• **Data lines**
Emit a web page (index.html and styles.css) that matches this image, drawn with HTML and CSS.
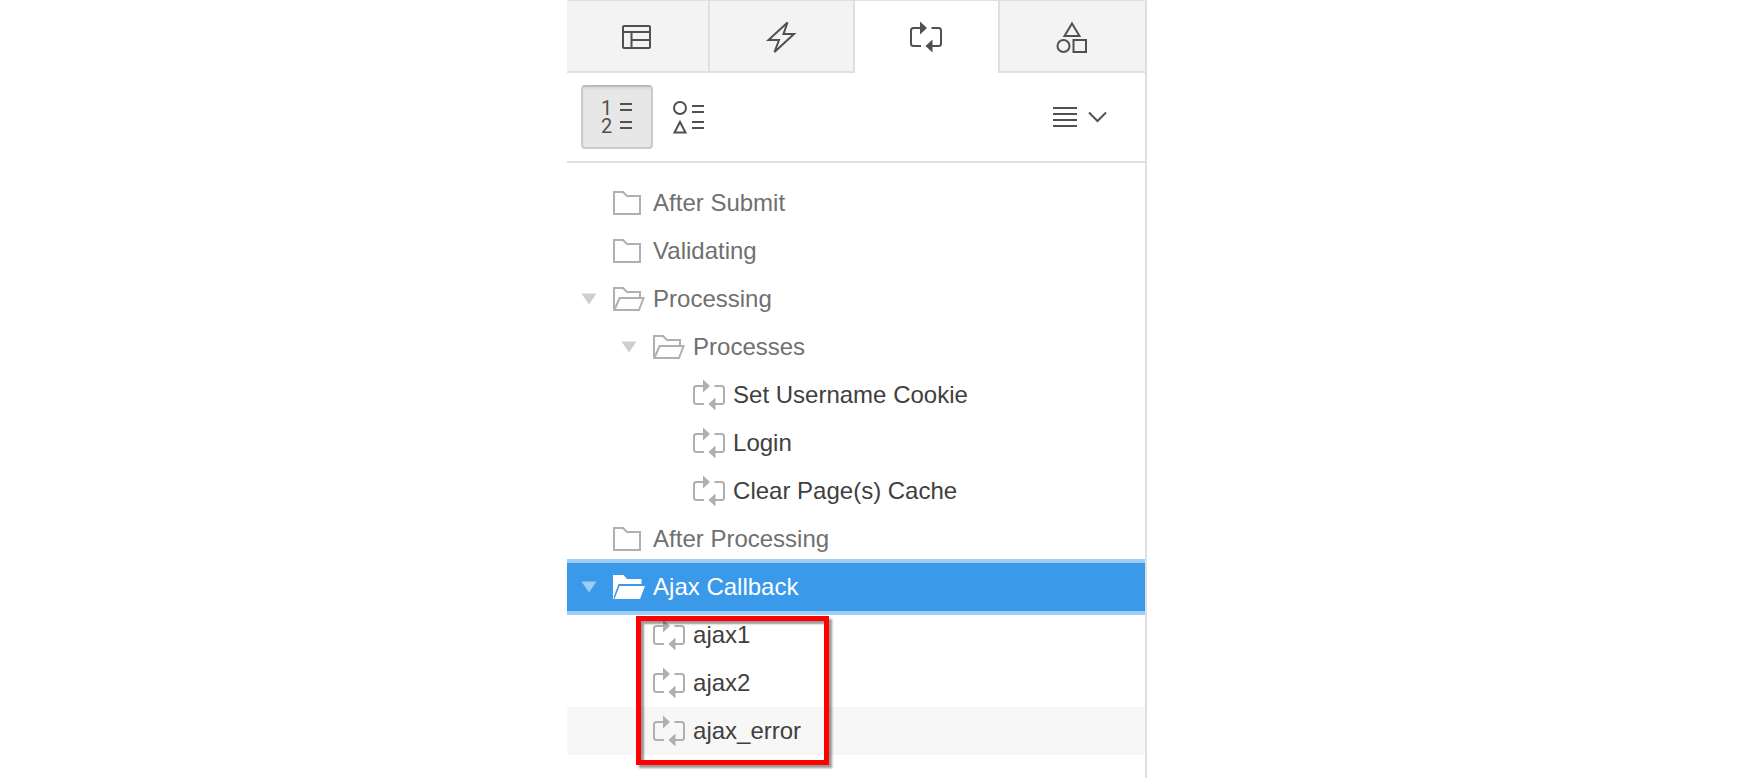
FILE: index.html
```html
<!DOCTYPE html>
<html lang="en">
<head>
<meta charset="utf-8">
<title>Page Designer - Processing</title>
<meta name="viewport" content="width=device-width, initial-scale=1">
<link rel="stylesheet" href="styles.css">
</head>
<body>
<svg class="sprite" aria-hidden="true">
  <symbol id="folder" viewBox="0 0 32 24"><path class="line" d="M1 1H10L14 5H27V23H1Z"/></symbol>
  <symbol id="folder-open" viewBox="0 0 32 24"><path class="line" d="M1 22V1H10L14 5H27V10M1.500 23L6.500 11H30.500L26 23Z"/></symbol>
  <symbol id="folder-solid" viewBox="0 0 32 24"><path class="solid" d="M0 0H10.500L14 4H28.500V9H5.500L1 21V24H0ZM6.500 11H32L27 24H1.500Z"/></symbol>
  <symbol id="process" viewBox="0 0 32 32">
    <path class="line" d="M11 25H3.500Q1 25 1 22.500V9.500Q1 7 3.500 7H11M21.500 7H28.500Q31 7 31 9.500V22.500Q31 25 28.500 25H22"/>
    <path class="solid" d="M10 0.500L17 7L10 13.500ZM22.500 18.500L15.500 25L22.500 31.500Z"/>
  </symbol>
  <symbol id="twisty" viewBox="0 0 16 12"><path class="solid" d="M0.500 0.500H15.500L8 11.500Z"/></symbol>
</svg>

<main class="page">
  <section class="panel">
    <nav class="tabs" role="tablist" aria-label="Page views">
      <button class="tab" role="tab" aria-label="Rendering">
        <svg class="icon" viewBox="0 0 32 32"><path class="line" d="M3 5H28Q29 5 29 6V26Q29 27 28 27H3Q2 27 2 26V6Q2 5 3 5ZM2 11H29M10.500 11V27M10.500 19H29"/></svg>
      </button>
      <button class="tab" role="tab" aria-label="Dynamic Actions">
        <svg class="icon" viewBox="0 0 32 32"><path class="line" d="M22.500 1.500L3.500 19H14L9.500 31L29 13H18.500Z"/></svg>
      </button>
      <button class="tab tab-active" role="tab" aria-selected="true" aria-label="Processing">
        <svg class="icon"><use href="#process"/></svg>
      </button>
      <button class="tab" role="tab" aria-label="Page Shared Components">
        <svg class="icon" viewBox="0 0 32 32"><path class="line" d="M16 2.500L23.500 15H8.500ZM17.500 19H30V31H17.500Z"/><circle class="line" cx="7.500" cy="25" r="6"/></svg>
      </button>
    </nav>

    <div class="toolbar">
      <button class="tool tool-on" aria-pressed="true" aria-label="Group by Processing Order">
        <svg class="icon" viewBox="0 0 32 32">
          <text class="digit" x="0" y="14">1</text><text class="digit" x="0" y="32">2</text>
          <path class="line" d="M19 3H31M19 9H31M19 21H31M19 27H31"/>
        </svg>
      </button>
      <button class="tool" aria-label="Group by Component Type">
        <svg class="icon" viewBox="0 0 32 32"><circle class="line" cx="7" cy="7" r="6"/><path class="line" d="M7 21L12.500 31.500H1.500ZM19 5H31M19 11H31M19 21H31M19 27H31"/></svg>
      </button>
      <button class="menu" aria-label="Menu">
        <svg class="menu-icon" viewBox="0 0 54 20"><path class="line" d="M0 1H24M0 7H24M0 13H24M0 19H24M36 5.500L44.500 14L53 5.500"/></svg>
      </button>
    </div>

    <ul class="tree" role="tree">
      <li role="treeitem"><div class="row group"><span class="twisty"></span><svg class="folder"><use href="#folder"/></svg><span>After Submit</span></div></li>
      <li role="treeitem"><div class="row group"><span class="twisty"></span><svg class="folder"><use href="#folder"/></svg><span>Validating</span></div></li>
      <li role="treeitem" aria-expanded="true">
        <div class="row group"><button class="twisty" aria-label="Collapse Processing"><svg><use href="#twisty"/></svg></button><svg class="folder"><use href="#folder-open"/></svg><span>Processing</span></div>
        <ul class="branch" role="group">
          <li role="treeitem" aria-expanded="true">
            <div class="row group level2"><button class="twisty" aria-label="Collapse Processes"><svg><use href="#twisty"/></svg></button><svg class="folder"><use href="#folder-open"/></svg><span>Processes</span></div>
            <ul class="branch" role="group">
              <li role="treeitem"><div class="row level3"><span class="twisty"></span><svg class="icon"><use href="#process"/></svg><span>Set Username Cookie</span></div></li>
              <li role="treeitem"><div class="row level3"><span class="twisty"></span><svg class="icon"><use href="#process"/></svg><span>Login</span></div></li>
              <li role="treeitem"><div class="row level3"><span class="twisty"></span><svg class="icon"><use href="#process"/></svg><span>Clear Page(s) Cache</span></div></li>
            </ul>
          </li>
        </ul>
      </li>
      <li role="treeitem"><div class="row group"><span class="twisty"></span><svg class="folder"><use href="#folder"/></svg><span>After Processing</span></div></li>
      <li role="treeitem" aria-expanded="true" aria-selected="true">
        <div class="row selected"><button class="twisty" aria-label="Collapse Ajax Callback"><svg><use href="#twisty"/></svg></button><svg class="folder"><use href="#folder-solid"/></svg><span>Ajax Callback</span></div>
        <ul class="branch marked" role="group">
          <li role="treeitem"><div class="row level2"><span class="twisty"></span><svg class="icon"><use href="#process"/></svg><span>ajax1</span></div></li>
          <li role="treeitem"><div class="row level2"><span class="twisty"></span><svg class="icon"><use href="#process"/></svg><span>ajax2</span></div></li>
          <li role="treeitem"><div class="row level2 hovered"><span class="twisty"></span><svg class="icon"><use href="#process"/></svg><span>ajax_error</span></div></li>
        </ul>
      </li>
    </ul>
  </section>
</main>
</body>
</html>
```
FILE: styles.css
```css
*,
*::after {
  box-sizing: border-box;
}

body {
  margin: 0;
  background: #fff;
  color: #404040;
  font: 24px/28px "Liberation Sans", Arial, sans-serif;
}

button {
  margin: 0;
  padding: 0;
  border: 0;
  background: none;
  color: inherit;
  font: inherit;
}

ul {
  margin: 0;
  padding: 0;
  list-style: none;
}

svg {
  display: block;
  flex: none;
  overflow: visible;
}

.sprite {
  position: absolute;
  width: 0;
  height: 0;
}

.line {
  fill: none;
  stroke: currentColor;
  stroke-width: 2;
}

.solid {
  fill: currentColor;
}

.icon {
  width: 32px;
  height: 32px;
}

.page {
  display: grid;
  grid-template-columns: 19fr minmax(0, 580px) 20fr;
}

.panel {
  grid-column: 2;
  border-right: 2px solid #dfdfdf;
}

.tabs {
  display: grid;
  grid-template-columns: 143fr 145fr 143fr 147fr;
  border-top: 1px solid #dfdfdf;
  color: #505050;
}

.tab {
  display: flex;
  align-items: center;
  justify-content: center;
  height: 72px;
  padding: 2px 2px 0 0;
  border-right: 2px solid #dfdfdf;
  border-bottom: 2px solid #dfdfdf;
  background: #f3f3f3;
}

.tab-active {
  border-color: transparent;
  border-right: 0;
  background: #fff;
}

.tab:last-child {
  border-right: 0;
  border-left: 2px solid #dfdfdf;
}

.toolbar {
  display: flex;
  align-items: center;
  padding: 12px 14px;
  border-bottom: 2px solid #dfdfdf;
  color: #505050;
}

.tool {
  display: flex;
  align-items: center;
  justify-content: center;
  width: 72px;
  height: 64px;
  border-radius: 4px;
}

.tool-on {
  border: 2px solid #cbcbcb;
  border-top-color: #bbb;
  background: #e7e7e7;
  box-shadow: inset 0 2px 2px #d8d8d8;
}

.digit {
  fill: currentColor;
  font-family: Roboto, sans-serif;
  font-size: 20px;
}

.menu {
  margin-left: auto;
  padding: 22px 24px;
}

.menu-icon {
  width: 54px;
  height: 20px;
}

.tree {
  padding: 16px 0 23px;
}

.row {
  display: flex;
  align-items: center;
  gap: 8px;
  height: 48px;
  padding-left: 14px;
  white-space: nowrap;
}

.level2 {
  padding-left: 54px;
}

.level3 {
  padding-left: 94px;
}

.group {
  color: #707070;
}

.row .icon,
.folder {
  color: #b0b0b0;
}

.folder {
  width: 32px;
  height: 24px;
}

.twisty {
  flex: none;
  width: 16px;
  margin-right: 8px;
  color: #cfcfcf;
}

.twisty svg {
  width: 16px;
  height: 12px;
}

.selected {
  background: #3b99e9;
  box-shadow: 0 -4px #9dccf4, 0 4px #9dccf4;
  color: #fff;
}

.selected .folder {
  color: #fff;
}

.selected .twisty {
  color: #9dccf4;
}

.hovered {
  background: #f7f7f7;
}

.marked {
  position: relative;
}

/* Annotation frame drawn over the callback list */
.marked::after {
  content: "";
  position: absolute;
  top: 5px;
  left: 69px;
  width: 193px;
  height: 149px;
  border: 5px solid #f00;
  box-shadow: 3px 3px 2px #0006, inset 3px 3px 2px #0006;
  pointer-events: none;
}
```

• **Instructions to follow**
Identify the lines that contain the string "index", and copy every one of them.

• **Output for this task**
Emit a web page (index.html and styles.css) that matches this image, drawn with HTML and CSS.
FILE: index.html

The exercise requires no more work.